ACAG members and National Motor Museum, Beaulieu staff inspect the car
(source : Alan Currans)

A budget was prepared and a more detailed plan presented to the Advisory Council that the Trustees agreed.  The Allard Chrysler Action Group was authorised to lead the project and immediately set about raising funds and increase awareness in the project.  Pink Floyd drummer Nick Mason agreed to be the group’s patron.  He is a collector of classic sports cars and races them whenever he can.  He is also Chairman of the National Motor Museum, Beaulieu Trustees Advisory Council and a Trustee.  Furthermore, he is President of the Guild of Motoring Writers so his links with the media are strong.  Chicane Marketing was appointed to handle press relations.


ACAG Patron Nick Mason tries the car for size
(source : National Motor Museum, Beaulieu)

The band of supporters gradually grew and along with donations, the sales of items like special ACAG T-shirts, Polo shirts and limited edition prints helped swell the funds.

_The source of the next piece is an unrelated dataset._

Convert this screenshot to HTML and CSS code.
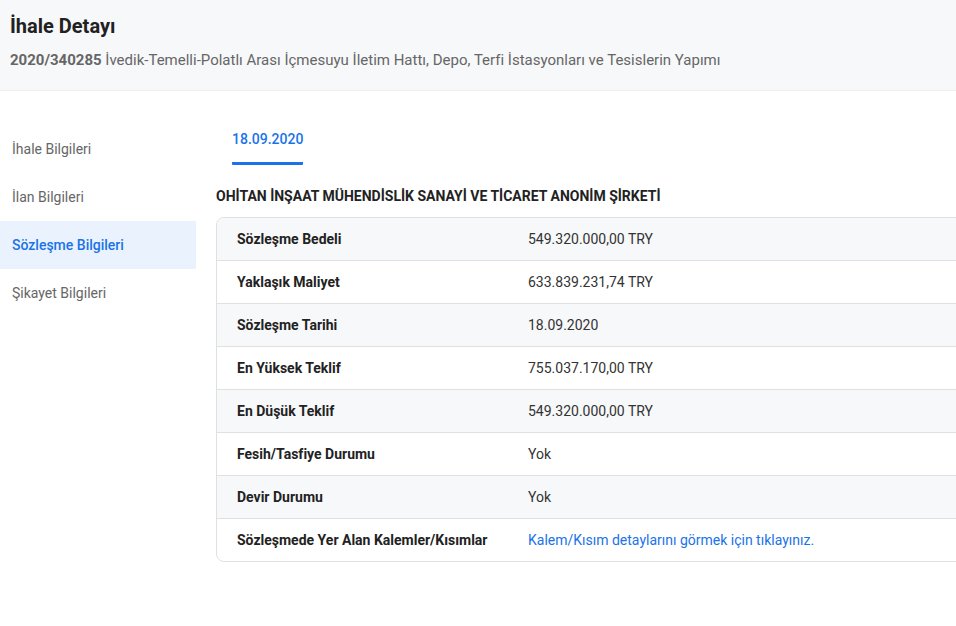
FILE: index.html
```html
<!DOCTYPE html>
<html lang="tr">
<head>
<meta charset="utf-8">
<title>İhale Detayı</title>
<link rel="stylesheet" href="styles.css">
</head>
<body>
<header class="page-header">
  <h1 class="title">İhale Detayı</h1>
  <p class="subtitle"><strong>2020/340285</strong> İvedik-Temelli-Polatlı Arası İçmesuyu İletim Hattı, Depo, Terfi İstasyonları ve Tesislerin Yapımı</p>
</header>
<div class="layout">
  <nav class="sidebar">
    <a class="nav-item">İhale Bilgileri</a>
    <a class="nav-item">İlan Bilgileri</a>
    <a class="nav-item active">Sözleşme Bilgileri</a>
    <a class="nav-item">Şikayet Bilgileri</a>
  </nav>
  <main class="content">
    <div class="tabs">
      <div class="tab active">18.09.2020</div>
    </div>
    <h2 class="company">OHİTAN İNŞAAT MÜHENDİSLİK SANAYİ VE TİCARET ANONİM ŞİRKETİ</h2>
    <div class="table">
      <div class="row"><div class="label">Sözleşme Bedeli</div><div class="value">549.320.000,00 TRY</div></div>
      <div class="row"><div class="label">Yaklaşık Maliyet</div><div class="value">633.839.231,74 TRY</div></div>
      <div class="row"><div class="label">Sözleşme Tarihi</div><div class="value">18.09.2020</div></div>
      <div class="row"><div class="label">En Yüksek Teklif</div><div class="value">755.037.170,00 TRY</div></div>
      <div class="row"><div class="label">En Düşük Teklif</div><div class="value">549.320.000,00 TRY</div></div>
      <div class="row"><div class="label">Fesih/Tasfiye Durumu</div><div class="value">Yok</div></div>
      <div class="row"><div class="label">Devir Durumu</div><div class="value">Yok</div></div>
      <div class="row"><div class="label">Sözleşmede Yer Alan Kalemler/Kısımlar</div><div class="value"><a class="link">Kalem/Kısım detaylarını görmek için tıklayınız.</a></div></div>
    </div>
  </main>
</div>
</body>
</html>
```
FILE: styles.css
```css
* { box-sizing: border-box; }
html, body { margin: 0; padding: 0; }
body {
  font-family: Roboto, "Liberation Sans", Arial, sans-serif;
  background: #ffffff;
  color: #222;
  width: 956px;
  height: 626px;
  overflow: hidden;
}
.page-header {
  background: #f7f8fa;
  border-bottom: 1px solid #eceef1;
  height: 91px;
  padding: 12px 10px 0;
}
.title {
  margin: 0;
  font-size: 20px;
  font-weight: 700;
  color: #212121;
  line-height: 28px;
}
.subtitle {
  margin: 10px 0 0;
  font-size: 15px;
  color: #666;
  line-height: 20px;
}
.subtitle strong { color: #666; font-weight: 700; }
.layout {
  display: flex;
  padding-top: 34px;
  overflow: hidden;
}
.sidebar {
  width: 196px;
  flex: none;
  display: flex;
  flex-direction: column;
}
.nav-item {
  display: flex;
  align-items: center;
  height: 48px;
  padding-left: 12px;
  font-size: 14px;
  color: #666;
}
.nav-item.active {
  background: #eaf2fd;
  color: #1a73e8;
  font-weight: 500;
}
.content {
  flex: 1;
  min-width: 0;
  margin-left: 20px;
}
.tabs {
  display: flex;
  padding-left: 16px;
  margin-top: -10px;
}
.tab {
  font-size: 14px;
  font-weight: 500;
  color: #1a73e8;
  padding: 16px 0 14px;
  line-height: 17px;
  border-bottom: 3px solid #1a73e8;
  border-radius: 0 0 1px 1px;
}
.company {
  margin: 22px 0 0;
  font-size: 14px;
  font-weight: 700;
  color: #222;
  line-height: 18px;
}
.table {
  margin-top: 12px;
  margin-right: -12px;
  border: 1px solid #e0e0e0;
  border-radius: 8px;
  overflow: hidden;
}
.row {
  display: grid;
  grid-template-columns: 311px 1fr;
  height: 43px;
  align-items: center;
  border-top: 1px solid #e0e0e0;
  font-size: 14px;
}
.row:first-child { border-top: none; height: 42px; }
.row:nth-child(odd) { background: #f7f8fa; }
.label {
  padding-left: 20px;
  font-weight: 700;
  color: #222;
}
.value { color: #333; }
.link { color: #1a73e8; }
```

The ACAG recently won (2009) the Performance Direct Insurance Non Standard Award that in effect doubles the value of funds gathered during the next few months.

The ACAG now has its own website (which of course you know!) and the dragster has its own Facebook page.

By the end of 2009 the group should have raised enough money to place an order for a replacement 354 Chrysler V8.  Once this has been installed the rest of the restoration will be completed.  2011 will be the car’s 50th birthday and plans are being made for the car to visit the USA and attend Bakersfield as well as be on display at the NHRA museum.  The Project 1320 team in the USA is working with the ACAG Team to achieve this with the possibility that the Mooneyes dragster will appear in the UK at the National Motor Museum, Beaulieu during the same period.  At the beginning and end of the swap period there will be opportunities for these two iconic cars to appear side-by-side for the first time since 1963.  Watch this space.